F: Apa penyebab utama maraknya pernikahan dini di Banjarmasin?
SW: Jika di daerah pedesaan, pernikahan dini biasanya terkait aspek sosial, ekonomi, pendidikan yang rendah, juga ketakutan tidak beralasan orangtua anaknya tidak laku. Sedangkan di Banjarmasin, umumnya terjadi karena pergaulan bebas. Inilah PR yang terus kami kawal.
F: Bagaimana Ibu dan Bapak menyikapi beratnya tanggung jawab sebagai pemimpin?
SW: Kami menyadari bahwa amanah ini akan dipertanggungjawabkan sehingga Bapak dan saya berusaha melakukan hal yang terprogram dan terukur. Ketika kita menjalankan satu program, kami berharap pencapaiannya bisa kami maksimalkan. Bisa jadi tidak semuanya bisa tersentuh secara maksimal tapi kami tetap mengupayakan sebaik mungkin.
F: Dengan begitu banyak aktivitas, bagaimana menjaga family time selalu ada?
SW: Saya mengondisikan bahwa saya selalu ada untuk anak-anak. Jadi kalau sudah di rumah, ya waktu saya untuk mereka. Sesibuk apapun, dalam sepekan, saya memastikan ada kegiatan bersama dengan mereka.
F: Bagaimana cara menyikapi penggunaan gawai pada anak-anak?
SW: Kami sebagai orangtua berkomitmen tidak akan memberikan gadget sebagai hak milik anak sampai mereka lulus SMP. Tentu saja, ada kesepakatan untuk pembatasan waktu penggunaan gadget yaitu di akhir pekan.

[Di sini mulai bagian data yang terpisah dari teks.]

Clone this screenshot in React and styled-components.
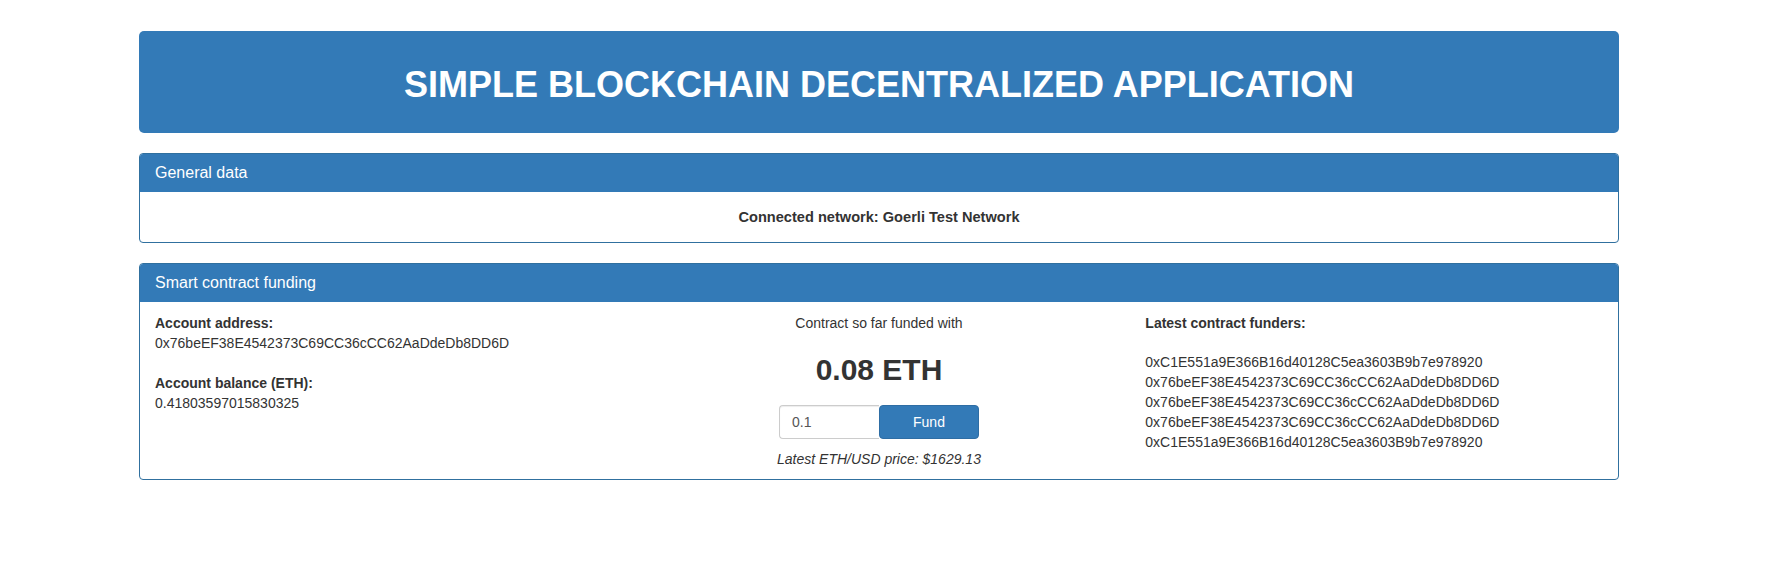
import React from "react";
import styled, { createGlobalStyle } from "styled-components";

const Global = createGlobalStyle`
  html, body { margin: 0; padding: 0; background: #fff; }
  body {
    font-family: "Liberation Sans", Arial, Helvetica, sans-serif;
    font-size: 14px;
    line-height: 20px;
    color: #333;
  }
  * { box-sizing: border-box; }
`;

const Page = styled.div`
  padding: 31px 152px 0 139px;
`;

const Hero = styled.header`
  background: #337ab7;
  border-radius: 5px;
  padding: 34px 0 28px;
  margin-bottom: 20px;
`;

const Title = styled.h1`
  margin: 0;
  font-size: 36px;
  line-height: 40px;
  font-weight: 700;
  color: #fff;
  text-align: center;
`;

const Panel = styled.section`
  border: 1px solid #30709f;
  border-radius: 4px;
  background: #fff;
  margin-bottom: 20px;
  overflow: hidden;
`;

const PanelHeading = styled.div`
  background: #337ab7;
  border-bottom: 1px solid #337ab7;
  padding: 10px 15px;
`;

const PanelTitle = styled.h3`
  margin: 0;
  font-size: 16px;
  line-height: 17px;
  font-weight: 400;
  color: #fff;
`;

const PanelBody = styled.div`
  padding: ${(p) => p.$pad || "15px"};
`;

const NetworkLine = styled.div`
  text-align: center;
  font-weight: 700;
  font-size: 14.6px;
  line-height: 20px;
`;

const Columns = styled.div`
  display: grid;
  grid-template-columns: 1fr 1fr 1fr;
`;

const Column = styled.div`
  padding-left: ${(p) => p.$indent || 0}px;
  text-align: ${(p) => (p.$center ? "center" : "left")};
`;

const Field = styled.div`
  margin-bottom: ${(p) => p.$gap || 0}px;
`;

const Label = styled.div`
  font-weight: 700;
  margin-bottom: ${(p) => p.$gap || 0}px;
`;

const Value = styled.div``;

const Amount = styled.h2`
  margin: 20px 0 19px;
  font-size: 30px;
  line-height: 33px;
  font-weight: 700;
  color: #333;
`;

const FundForm = styled.div`
  display: flex;
  justify-content: center;
  margin-bottom: 10px;
`;

const AmountInput = styled.input`
  width: 100px;
  height: 34px;
  padding: 6px 12px;
  font-family: inherit;
  font-size: 14px;
  color: #555;
  border: 1px solid #ccc;
  border-right: none;
  border-radius: 4px 0 0 4px;
  box-shadow: inset 0 1px 1px rgba(0, 0, 0, 0.075);
  outline: none;
`;

const FundButton = styled.button`
  width: 100px;
  height: 34px;
  font-family: inherit;
  font-size: 14px;
  color: #fff;
  background: #337ab7;
  border: 1px solid #2e6da4;
  border-radius: 4px;
  cursor: pointer;
`;

const Price = styled.div`
  font-style: italic;
`;

const funders = [
  "0xC1E551a9E366B16d40128C5ea3603B9b7e978920",
  "0x76beEF38E4542373C69CC36cCC62AaDdeDb8DD6D",
  "0x76beEF38E4542373C69CC36cCC62AaDdeDb8DD6D",
  "0x76beEF38E4542373C69CC36cCC62AaDdeDb8DD6D",
  "0xC1E551a9E366B16d40128C5ea3603B9b7e978920",
];

export default function App() {
  return (
    <>
      <Global />
      <Page>
        <Hero>
          <Title>SIMPLE BLOCKCHAIN DECENTRALIZED APPLICATION</Title>
        </Hero>

        <Panel>
          <PanelHeading>
            <PanelTitle>General data</PanelTitle>
          </PanelHeading>
          <PanelBody>
            <NetworkLine>Connected network: Goerli Test Network</NetworkLine>
          </PanelBody>
        </Panel>

        <Panel>
          <PanelHeading>
            <PanelTitle>Smart contract funding</PanelTitle>
          </PanelHeading>
          <PanelBody $pad="11px 15px 10px">
            <Columns>
              <Column>
                <Field $gap={20}>
                  <Label>Account address:</Label>
                  <Value>0x76beEF38E4542373C69CC36cCC62AaDdeDb8DD6D</Value>
                </Field>
                <Field>
                  <Label>Account balance (ETH):</Label>
                  <Value>0.41803597015830325</Value>
                </Field>
              </Column>
              <Column $center>
                <Value>Contract so far funded with</Value>
                <Amount>0.08 ETH</Amount>
                <FundForm>
                  <AmountInput defaultValue="0.1" />
                  <FundButton>Fund</FundButton>
                </FundForm>
                <Price>Latest ETH/USD price: $1629.13</Price>
              </Column>
              <Column $indent={25}>
                <Label $gap={19}>Latest contract funders:</Label>
                {funders.map((f, i) => (
                  <Value key={i}>{f}</Value>
                ))}
              </Column>
            </Columns>
          </PanelBody>
        </Panel>
      </Page>
    </>
  );
}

Karena anak memang tidak bisa dijauhkan dari lingkungan sekitarnya yang memainkan gadget, konsekuensinya adalah saya harus mendampingi dan mengawasi penggunaannya, termasuk mem-protect konten apa saja yang tidak boleh mereka lihat.
F: Seperti apa sosok Kartini masa kini menurut Ibu?
SW: Bicara tentang Kartini identik dengan emansipasi. Tetapi kalau saya mempelajari ide-ide atau pemikiran R.A. Kartini, Kartini zaman sekarang itu seperti kata R.A. Kartini dalam salah satu kutipan suratnya. Bahwa kita bisa menjadi manusia seutuhnya tanpa meninggalkan jati diri kita sebagai perempuan yang seutuhnya. Jadi, setiap perempuan bisa berperan sebagaimana pandangan umum tentang partisipasi kita sebagai pribadi, tetapi kita tidak boleh meninggalkan kodrat kita sebagai perempuan.
F: Apa pesan Ibu untuk perempuan Indonesia?
SW: Saya sangat terkesan dengan kutipan surat R.A. Kartini di atas. Jadi tuntutan kita untuk berinteraksi, kemudian untuk beraktifitas, mengekspresikan kapasitas kita, tentu tidak boleh meninggalkan hal yang kodrati dari diri kita, yaitu menjadi ibu dari anak-anak dan menjadi pendamping bagi suami kita di rumah. Karena dengan itulah kita bisa memastikan bahwa anak-anak akan terlahir sebagai generasi terbaik dari rumah kita.